Data Privacy Enhancements
Tokenization, differential privacy, and secure multi-party computation are technologies adopted by marketplaces to protect user data while still enabling valuable insights.
Business Models
Revenue Sharing
Publishers typically receive a percentage of the revenue from successful bids. The exact split varies by contract and can be influenced by factors such as inventory quality and demand volume.
Fixed Fees
Some marketplaces charge a fixed fee per impression or per transaction, providing predictable costs for advertisers and publishers.
Subscription-Based Models
Advertisers may subscribe to premium services that offer advanced targeting, analytics dashboards, or guaranteed placements at a flat rate.
Data Monetization
Publishers and marketplaces sometimes monetize aggregated audience data by selling segments to advertisers, providing an additional revenue stream.
Economic Impact
Publisher Revenue Growth
Admarketplaces enable publishers to price inventory dynamically and tap into a global demand pool. Studies show that publishers who adopt programmatic strategies often see a 30–50% increase in revenue per thousand impressions.
Advertiser Cost Efficiency
Automated bidding reduces manual negotiation costs and allows advertisers to optimize spend in real-time, leading to lower cost-per-action metrics.
Market Concentration
While marketplaces increase efficiency, they also foster concentration, with a few major exchanges capturing the majority of transaction volume. This concentration can influence market power and pricing dynamics.
Innovation and Competition
The rapid evolution of technology has encouraged competition among SSPs, DSPs, and exchanges, fostering innovation in targeting, fraud prevention, and measurement.
Regulatory Environment
General Data Protection Regulation (GDPR)
GDPR mandates explicit user consent for personal data processing. Admarketplaces must implement consent management systems and provide transparent data usage disclosures.
California Consumer Privacy Act (CCPA)
CCPA grants consumers the right to opt out of data selling. Admarketplaces in the United States must honor opt-out requests and provide clear opt-out mechanisms.
Ad Transparency Initiatives
Governments and industry bodies have introduced transparency standards requiring disclosure of ad content, targeting criteria, and payment amounts. Marketplaces must comply by publishing audit logs and performance reports.
Future Regulatory Trends
Emerging regulations such as the Digital Markets Act and the European Digital Services Act may impose stricter obligations on dominant exchanges, influencing marketplace operations and competitive dynamics.

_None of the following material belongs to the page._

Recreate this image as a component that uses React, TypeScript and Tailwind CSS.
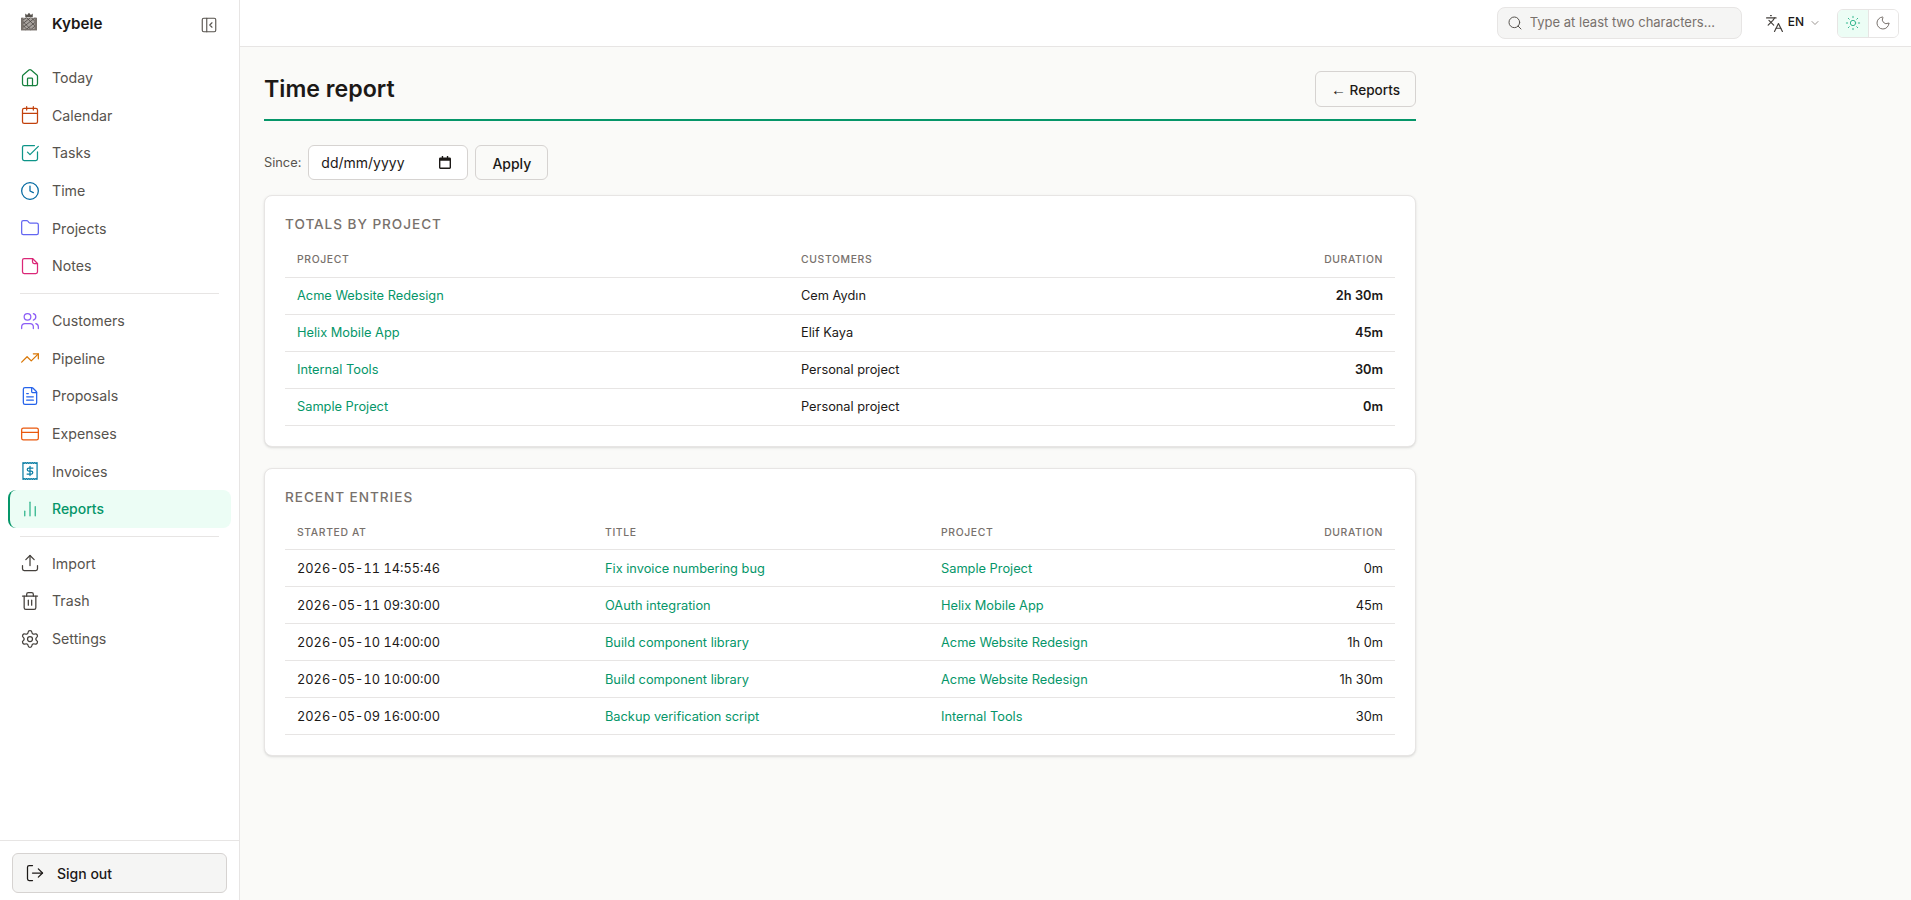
import React from "react";
import {
  House, Calendar, SquareCheckBig, Clock, Folder, Users, TrendingUp, FileText, CreditCard,
  ChartNoAxesColumn, Upload, Trash2, Settings, LogOut, Languages, Sun, Moon, Search, ChevronDown, PanelLeftClose,
} from "lucide-react";

const NoteIcon = ({ size = 20, className = "" }: { size?: number; className?: string }) => (
  <svg width={size} height={size} viewBox="0 0 24 24" fill="none" stroke="currentColor" strokeWidth={1.5} strokeLinecap="round" strokeLinejoin="round" className={className}>
    <path d="M5 3h10l6 6v10a2 2 0 0 1-2 2H5a2 2 0 0 1-2-2V5a2 2 0 0 1 2-2z" />
    <path d="M15 3v4a2 2 0 0 0 2 2h4" />
  </svg>
);

const InvoiceIcon = ({ size = 20, className = "" }: { size?: number; className?: string }) => (
  <svg width={size} height={size} viewBox="0 0 24 24" fill="none" stroke="currentColor" strokeWidth={1.5} strokeLinecap="round" strokeLinejoin="round" className={className}>
    <path d="M3.5 2l1.4.8 1.4-.8 1.4.8 1.4-.8 1.4.8L12 2l1.4.8 1.4-.8 1.4.8 1.4-.8 1.4.8 1.5-.8v20l-1.5-.8-1.4.8-1.4-.8-1.4.8-1.4-.8-1.4.8-1.4-.8-1.4.8-1.4-.8-1.4.8-1.4-.8-1.4.8z" />
    <path d="M15.5 8.5h-5a1.8 1.8 0 0 0 0 3.6h3a1.8 1.8 0 0 1 0 3.6h-5" />
    <path d="M12 6.5v11" />
  </svg>
);

const Logo = () => (
  <svg width="16" height="19" viewBox="0 0 17 20" fill="none" className="shrink-0 mb-[6px]">
    <path d="M4.5 5.5V1.5l2 1.5 2-2.2 2 2.2 2-1.5v4z" fill="#57534e" />
    <rect x="1" y="6" width="15" height="13" fill="#a8a29e" />
    <path d="M1 9l5-3M1 13l9-7M1 17l14-11M5 19l11-9M10 19l6-5M1 9l10 10M1 13l6 6M6 6l10 10M11 6l5 5" stroke="#44403c" strokeWidth="0.8" />
    <rect x="0" y="6" width="2.5" height="13" fill="#78716c" />
    <rect x="14.5" y="6" width="2.5" height="13" fill="#78716c" />
    <rect x="0" y="18" width="17" height="1.5" fill="#78716c" />
  </svg>
);

type NavItem = { label: string; icon: React.ComponentType<any>; color: string; active?: boolean };

const group1: NavItem[] = [
  { label: "Today", icon: House, color: "text-[#15803d]" },
  { label: "Calendar", icon: Calendar, color: "text-[#c2410c]" },
  { label: "Tasks", icon: SquareCheckBig, color: "text-[#0d9488]" },
  { label: "Time", icon: Clock, color: "text-[#0369a1]" },
  { label: "Projects", icon: Folder, color: "text-[#6366f1]" },
  { label: "Notes", icon: NoteIcon, color: "text-[#db2777]" },
];
const group2: NavItem[] = [
  { label: "Customers", icon: Users, color: "text-[#8b5cf6]" },
  { label: "Pipeline", icon: TrendingUp, color: "text-[#d97706]" },
  { label: "Proposals", icon: FileText, color: "text-[#2563eb]" },
  { label: "Expenses", icon: CreditCard, color: "text-[#ea580c]" },
  { label: "Invoices", icon: InvoiceIcon, color: "text-[#0e7fa5]" },
  { label: "Reports", icon: ChartNoAxesColumn, color: "text-[#34b78f]", active: true },
];
const group3: NavItem[] = [
  { label: "Import", icon: Upload, color: "text-[#44403c]" },
  { label: "Trash", icon: Trash2, color: "text-[#44403c]" },
  { label: "Settings", icon: Settings, color: "text-[#44403c]" },
];

function NavRow({ item }: { item: NavItem }) {
  const Icon = item.icon;
  return (
    <a
      className={
        item.active
          ? "flex items-center gap-3 h-[37.6px] pl-[10px] pr-3 rounded-[8px] border-l-2 border-[#059669] bg-[#ecfdf5] text-[#059669] font-medium text-[14px]"
          : "flex items-center gap-3 h-[37.6px] pl-[10px] pr-3 rounded-[8px] border-l-2 border-transparent text-[#57534e] font-normal text-[14.2px]"
      }
    >
      {item.active ? (
        <Icon size={18} strokeWidth={1.75} className={item.color + " shrink-0 mx-[1px]"} />
      ) : (
        <Icon size={20} strokeWidth={1.5} className={item.color + " shrink-0"} />
      )}
      <span>{item.label}</span>
    </a>
  );
}

const Th = ({ children, right, w }: { children: React.ReactNode; right?: boolean; w?: string }) => (
  <th
    style={w ? { width: w } : undefined}
    className={
      (right ? "text-right " : "text-left ") +
      "px-3 pt-[2px] h-[35px] text-[10.4px] font-medium uppercase tracking-[0.06em] text-[#78716c] border-b border-[#e7e5e4]"
    }
  >
    {children}
  </th>
);

const Link = ({ children }: { children: React.ReactNode }) => <span className="text-[#059669]">{children}</span>;
const Td = ({ children, right, bold, mono }: { children: React.ReactNode; right?: boolean; bold?: boolean; mono?: boolean }) => (
  <td
    className={
      (right ? "text-right " : "text-left ") +
      (bold ? "font-semibold " : "") +
      (mono ? "tabular-nums " : "") +
      "px-3 pt-[1px] h-[37px] text-[12.8px] text-[#1c1917] border-b border-[#e7e5e4]"
    }
  >
    {children}
  </td>
);

const Card = ({ title, children }: { title: string; children: React.ReactNode }) => (
  <section className="bg-white border border-[#e7e5e4] rounded-[8px] shadow-sm p-5 mb-[21px]">
    <h2 className="text-[13.6px] font-medium uppercase tracking-[0.07em] text-[#78716c] leading-[16px] mb-[10px]">{title}</h2>
    {children}
  </section>
);

const totals = [
  ["Acme Website Redesign", "Cem Aydın", "2h 30m"],
  ["Helix Mobile App", "Elif Kaya", "45m"],
  ["Internal Tools", "Personal project", "30m"],
  ["Sample Project", "Personal project", "0m"],
];
const recent = [
  ["2026-05-11 14:55:46", "Fix invoice numbering bug", "Sample Project", "0m"],
  ["2026-05-11 09:30:00", "OAuth integration", "Helix Mobile App", "45m"],
  ["2026-05-10 14:00:00", "Build component library", "Acme Website Redesign", "1h 0m"],
  ["2026-05-10 10:00:00", "Build component library", "Acme Website Redesign", "1h 30m"],
  ["2026-05-09 16:00:00", "Backup verification script", "Internal Tools", "30m"],
];

export default function App() {
  return (
    <div className="flex h-screen w-full overflow-hidden bg-[#fafaf8] text-[#1c1917] font-['Inter',sans-serif]">
      <aside className="w-[240px] shrink-0 bg-white border-r border-[#e7e5e4] flex flex-col">
        <div className="flex items-center h-[47px] pt-[2px] pl-[21px] pr-[21px] mb-[12px]">
          <Logo />
          <span className="ml-[15px] text-[15.2px] font-semibold text-[#1c1917]">Kybele</span>
          <PanelLeftClose size={18} strokeWidth={1.5} className="ml-auto text-[#57534e]" />
        </div>
        <nav className="flex-1 px-2">
          {group1.map((i) => <NavRow key={i.label} item={i} />)}
          <div className="h-px bg-[#e7e5e4] mx-3 mt-[8px] mb-[8.5px]" />
          {group2.map((i) => <NavRow key={i.label} item={i} />)}
          <div className="h-px bg-[#e7e5e4] mx-3 my-[8px]" />
          {group3.map((i) => <NavRow key={i.label} item={i} />)}
        </nav>
        <div className="border-t border-[#e7e5e4] px-3 pt-3 pb-[7px]">
          <button className="flex items-center gap-3 w-full h-[40px] px-[12px] rounded-[6px] border border-[#d6d3d1] bg-[#f5f5f4] text-[14px] font-medium text-[#1c1917]">
            <LogOut size={20} strokeWidth={1.5} className="text-[#1c1917]" />
            <span>Sign out</span>
          </button>
        </div>
      </aside>
      <div className="flex-1 flex flex-col min-w-0">
        <header className="h-[47px] shrink-0 bg-white border-b border-[#e7e5e4] flex items-center justify-end pr-3">
          <div className="flex items-center h-[32px] w-[245px] rounded-[8px] border border-[#e7e5e4] bg-[#f5f5f4] pl-[9px] pr-[10px] gap-[7px]">
            <Search size={16} strokeWidth={1.5} className="text-[#57534e] shrink-0" />
            <input
              placeholder="Type at least two characters..."
              className="bg-transparent outline-none w-full text-[13px] placeholder:text-[#78716c]"
            />
          </div>
          <div className="flex items-center ml-[23px] mr-[16px]">
            <Languages size={19} strokeWidth={1.5} className="text-[#44403c]" />
            <span className="ml-[4px] mb-[2px] text-[12px] font-medium text-[#1c1917]">EN</span>
            <ChevronDown size={12} strokeWidth={1.5} className="ml-[5px] text-[#78716c]" />
          </div>
          <div className="flex h-[29px] w-[62px] rounded-[6px] border border-[#e7e5e4] overflow-hidden">
            <div className="flex-1 flex items-center justify-center bg-[#ecfdf5] border-r border-[#e7e5e4]">
              <Sun size={16} strokeWidth={1.5} className="text-[#34b78f]" />
            </div>
            <div className="flex-1 flex items-center justify-center bg-white">
              <Moon size={16} strokeWidth={1.5} className="text-[#78716c]" />
            </div>
          </div>
        </header>
        <main className="flex-1 overflow-hidden px-6 pt-6">
          <div className="w-[1152px]">
            <div className="flex items-center justify-between pb-3 border-b-2 border-[#059669] mb-6">
              <h1 className="text-[23.2px] font-semibold text-[#1c1917] leading-[36px]">Time report</h1>
              <button className="h-[36px] w-[101px] pt-[3px] rounded-[6px] border border-[#d6d3d1] bg-[#fafaf8] text-[13.6px] font-medium text-[#1c1917]">
                <span className="text-[15px] font-['Liberation_Sans',sans-serif]">←</span> Reports
              </button>
            </div>
            <div className="flex items-center mb-[15px]">
              <span className="text-[12.8px] text-[#57534e] mr-[7px]">Since:</span>
              <div className="flex items-center justify-between h-[35px] w-[160px] pl-3 pr-[16px] rounded-[6px] border border-[#d6d3d1] bg-white text-[14px] text-[#1c1917]">
                <span>dd/mm/yyyy</span>
                <svg width="12" height="13" viewBox="0 0 13 14" className="text-[#1c1917]" fill="currentColor">
                  <path d="M3 0h1.5v1.5h4V0H10v1.5h1.5A1.5 1.5 0 0 1 13 3v9.5a1.5 1.5 0 0 1-1.5 1.5h-10A1.5 1.5 0 0 1 0 12.5V3a1.5 1.5 0 0 1 1.5-1.5H3zM1.5 5v7.5h10V5z" />
                </svg>
              </div>
              <button className="ml-[7px] h-[35px] w-[73px] pt-[1px] rounded-[6px] border border-[#d6d3d1] bg-[#fafaf8] text-[14px] font-medium text-[#1c1917]">Apply</button>
            </div>
            <Card title="Totals by project">
              <table className="w-full border-collapse">
                <thead>
                  <tr><Th w="504px">Project</Th><Th w="400px">Customers</Th><Th right>Duration</Th></tr>
                </thead>
                <tbody>
                  {totals.map((r) => (
                    <tr key={r[0]}>
                      <Td><Link>{r[0]}</Link></Td>
                      <Td>{r[1]}</Td>
                      <Td right bold>{r[2]}</Td>
                    </tr>
                  ))}
                </tbody>
              </table>
            </Card>
            <Card title="Recent entries">
              <table className="w-full border-collapse">
                <thead>
                  <tr><Th w="308px">Started at</Th><Th w="336px">Title</Th><Th w="320px">Project</Th><Th right>Duration</Th></tr>
                </thead>
                <tbody>
                  {recent.map((r) => (
                    <tr key={r[0]}>
                      <Td mono>{r[0]}</Td>
                      <Td><Link>{r[1]}</Link></Td>
                      <Td><Link>{r[2]}</Link></Td>
                      <Td right>{r[3]}</Td>
                    </tr>
                  ))}
                </tbody>
              </table>
            </Card>
          </div>
        </main>
      </div>
    </div>
  );
}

Challenges and Limitations
Ad Fraud
Malicious actors generate fake impressions or click-throughs, inflating campaign budgets. Fraud detection relies on advanced anomaly detection algorithms and third-party verification services.
Viewability Issues
Ad visibility metrics measure whether an ad was actually seen by users. Low viewability rates undermine campaign effectiveness and revenue.
Privacy Constraints
Increasing privacy restrictions limit the availability of first- and third-party data, challenging precise targeting and revenue optimization.
Latency Constraints
RTB requires sub-100 millisecond responses. Infrastructure demands for high-throughput, low-latency processing can be costly.
Transparency and Trust
Advertisers seek assurance that their budgets are spent as intended. Lack of visibility into pricing and inventory can erode trust.
Future Trends
Privacy-First Advertising
Emerging models emphasize contextual advertising, privacy-preserving data techniques, and zero-party data collection to navigate a post-cookie landscape.

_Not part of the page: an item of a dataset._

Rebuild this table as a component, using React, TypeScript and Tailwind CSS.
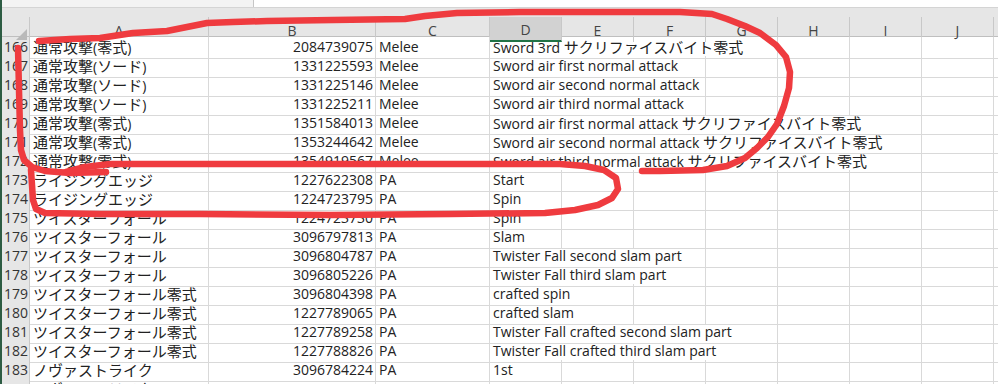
import React from 'react';

// one spreadsheet row: number, A, B, C, D text and how many columns D spills over
interface Row {
  n: number;
  a: string;
  b: string;
  c: string;
  d: string;
  span: number;
}

const rows: Row[] = [
  { n: 166, a: '通常攻撃(零式)', b: '2084739075', c: 'Melee', d: 'Sword 3rd サクリファイスバイト零式', span: 4 },
  { n: 167, a: '通常攻撃(ソード)', b: '1331225593', c: 'Melee', d: 'Sword air first normal attack', span: 3 },
  { n: 168, a: '通常攻撃(ソード)', b: '1331225146', c: 'Melee', d: 'Sword air second normal attack', span: 3 },
  { n: 169, a: '通常攻撃(ソード)', b: '1331225211', c: 'Melee', d: 'Sword air third normal attack', span: 3 },
  { n: 170, a: '通常攻撃(零式)', b: '1351584013', c: 'Melee', d: 'Sword air first normal attack サクリファイスバイト零式', span: 6 },
  { n: 171, a: '通常攻撃(零式)', b: '1353244642', c: 'Melee', d: 'Sword air second normal attack サクリファイスバイト零式', span: 6 },
  { n: 172, a: '通常攻撃(零式)', b: '1354919567', c: 'Melee', d: 'Sword air third normal attack サクリファイスバイト零式', span: 6 },
  { n: 173, a: 'ライジングエッジ', b: '1227622308', c: 'PA', d: 'Start', span: 1 },
  { n: 174, a: 'ライジングエッジ', b: '1224723795', c: 'PA', d: 'Spin', span: 1 },
  { n: 175, a: 'ツイスターフォール', b: '1224723730', c: 'PA', d: 'Spin', span: 1 },
  { n: 176, a: 'ツイスターフォール', b: '3096797813', c: 'PA', d: 'Slam', span: 1 },
  { n: 177, a: 'ツイスターフォール', b: '3096804787', c: 'PA', d: 'Twister Fall second slam part', span: 3 },
  { n: 178, a: 'ツイスターフォール', b: '3096805226', c: 'PA', d: 'Twister Fall third slam part', span: 3 },
  { n: 179, a: 'ツイスターフォール零式', b: '3096804398', c: 'PA', d: 'crafted spin', span: 2 },
  { n: 180, a: 'ツイスターフォール零式', b: '1227789065', c: 'PA', d: 'crafted slam', span: 2 },
  { n: 181, a: 'ツイスターフォール零式', b: '1227789258', c: 'PA', d: 'Twister Fall crafted second slam part', span: 4 },
  { n: 182, a: 'ツイスターフォール零式', b: '1227788826', c: 'PA', d: 'Twister Fall crafted third slam part', span: 4 },
  { n: 183, a: 'ノヴァストライク', b: '3096784224', c: 'PA', d: '1st', span: 1 },
  { n: 184, a: 'ノヴァストライク', b: '', c: '', d: '', span: 1 },
];

const spanClass: Record<number, string> = {
  1: 'col-span-1',
  2: 'col-span-2',
  3: 'col-span-3',
  4: 'col-span-4',
  5: 'col-span-5',
  6: 'col-span-6',
};

const gridCols = 'grid grid-cols-[28px_179px_167px_114px_72px_72px_72px_72px_72px_72px_72px_1fr]';
const cell = 'border-r border-b border-[#d9d9d9] whitespace-nowrap overflow-visible leading-[20px]';

// Japanese runs are set a bit larger than the latin text, like the Excel font does
function Txt({ s }: { s: string }) {
  const parts = s.split(/([\u3000-\u30ff\u4e00-\u9fff\uff00-\uffef]+)/);
  return (
    <>
      {parts.map((p, i) =>
        /[\u3000-\u30ff\u4e00-\u9fff\uff00-\uffef]/.test(p) ? (
          <span key={i} className="text-[15px]">{p}</span>
        ) : (
          <span key={i}>{p}</span>
        )
      )}
    </>
  );
}

function HeaderRow() {
  const letters = ['A', 'B', 'C', 'D', 'E', 'F', 'G', 'H', 'I', 'J'];
  return (
    <div className={`${gridCols} h-[20px] bg-[#e6e6e6] border-b border-[#bfbfbf]`}>
      <div className="relative border-r border-[#c8c8c8]">
        <svg className="absolute right-[2px] bottom-[2px]" width="11" height="11" viewBox="0 0 11 11">
          <polygon points="11,0 11,11 0,11" fill="#b9b9b9" />
        </svg>
      </div>
      {letters.map((l) => (
        <div
          key={l}
          className={`flex items-center justify-center pt-[2px] text-[14px] text-[#444] border-r border-[#c8c8c8] ${
            l === 'D' ? 'bg-[#d2d2d2] border-b-2 border-b-[#217346]' : ''
          }`}
        >
          {l}
        </div>
      ))}
      <div />
    </div>
  );
}

function DataRow({ r }: { r: Row }) {
  const rest = 7 - r.span;
  return (
    <div className={`${gridCols} h-[19px]`}>
      <div className="bg-[#e6e6e6] border-r border-b border-[#c8c8c8] text-[14px] leading-[20px] pl-[2px] text-[#333]">
        {r.n}
      </div>
      <div className={`${cell} pl-[3px] text-[#222]`}>
        <Txt s={r.a} />
      </div>
      <div className={`${cell} pr-[2px] text-right text-[#222]`}>{r.b}</div>
      <div className={`${cell} pl-[3px] text-[#222]`}>{r.c}</div>
      <div className={`${cell} ${spanClass[r.span]} pl-[3px] text-[#222]`}>
        <Txt s={r.d} />
      </div>
      {Array.from({ length: rest }).map((_, i) => (
        <div key={i} className={cell} />
      ))}
      <div className="border-b border-[#d9d9d9]" />
    </div>
  );
}

export default function App() {
  return (
    <div
      className="relative w-[998px] h-[384px] overflow-hidden bg-white border-l-2 border-[#2d5c43] text-[14px]"
      style={{ fontFamily: "'Open Sans', 'Noto Sans CJK JP', sans-serif" }}
    >
      {/* formula bar strip */}
      <div className="flex h-[8px] bg-[#f3f3f3] border-b border-[#d4d4d4]">
        <div className="w-[251px]" />
        <div className="flex-1 bg-white border-l border-[#c6c6c6]" />
      </div>
      <div className="h-[9px] bg-[#e6e6e6]" />
      <HeaderRow />
      {rows.map((r) => (
        <DataRow key={r.n} r={r} />
      ))}

      {/* red pen annotations drawn over the sheet */}
      <svg className="absolute -left-[2px] top-0 pointer-events-none" width="998" height="384" viewBox="0 0 998 384">
        <g fill="none" stroke="#ef3b3f" strokeWidth="6.5" strokeLinecap="round" strokeLinejoin="round">
          <path d="M39 41 L70 39 L100 38 L133 33 L167 31 L187 27 L207 23 L233 22 L267 21 L333 20 L405 19 L425 16 L457 13 L520 12 L600 12 L680 12 L712 14 L727 19 L745 26 L760 33 L776 45 L786 57 L790 72 L789 88 L784 106 L777 124 L768 137 L757 148 L745 158 L727 166 L703 170 L660 171 L642 171" />
          <path d="M18 48 L19 90 L20 130 L21 150 L24 160 L32 167 L45 171 L70 173 L106 172" />
          <path d="M66 172 L85 167 L110 164 L200 164 L330 164 L450 164 L560 164 L585 166 L604 170 L616 178 L618 189 L612 198 L598 205 L575 210 L545 213 L450 214 L330 215 L200 214 L100 214 L45 213 L36 209 L33 200 L32 185 L31 170" />
        </g>
      </svg>
    </div>
  );
}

Artificial Intelligence Optimization
Machine learning models predict user behavior and campaign outcomes more accurately, driving automated bidding strategies that adapt in real-time.
Blockchain Integration
Blockchain can enhance transparency by recording immutable transaction logs, preventing fraud, and enabling verifiable attribution.
Cross-Media and Omni-Channel Marketplaces
Marketplaces are expanding beyond web to include mobile, OTT, gaming, and connected TV, offering advertisers unified platforms to purchase across multiple media types.
Regulatory Collaboration
Industry consortia may work with regulators to establish standardized compliance frameworks, reducing legal risk for marketplace participants.
Related Technologies
Demand-Side Platforms (DSPs)
DSPs execute advertiser bidding strategies and interface with admarketplaces.
Supply-Side Platforms (SSPs)
SSPs manage publisher inventory and interface with marketplaces.
Data Management Platforms (DMPs)
DMPs aggregate and segment audience data for targeting.
Header Bidding
A technique that allows multiple SSPs to bid on an impression before the publisher calls an ad exchange, increasing competition and revenue.
Attribution Platforms
Tools that attribute conversions across multiple touchpoints, critical for measuring admarketplace effectiveness.
Case Studies
Publisher A: Leveraging Header Bidding
Publisher A integrated header bidding with a leading SSP, increasing yield by 22% over a six-month period. The publisher also implemented a dynamic reserve pricing strategy that further optimized revenue.
Advertiser B: Programmatic Campaign Success
Advertiser B launched a multi-channel programmatic campaign through a major DSP. By targeting high-intent segments and using real-time optimization, the campaign achieved a 15% reduction in cost-per-acquisition compared to its traditional media spend.
Marketplace C: Fraud Mitigation Initiative
Marketplace C partnered with a third-party fraud detection vendor to implement machine learning anomaly detection. Within a year, fraud-related losses dropped from 4.5% to 1.2% of total spend.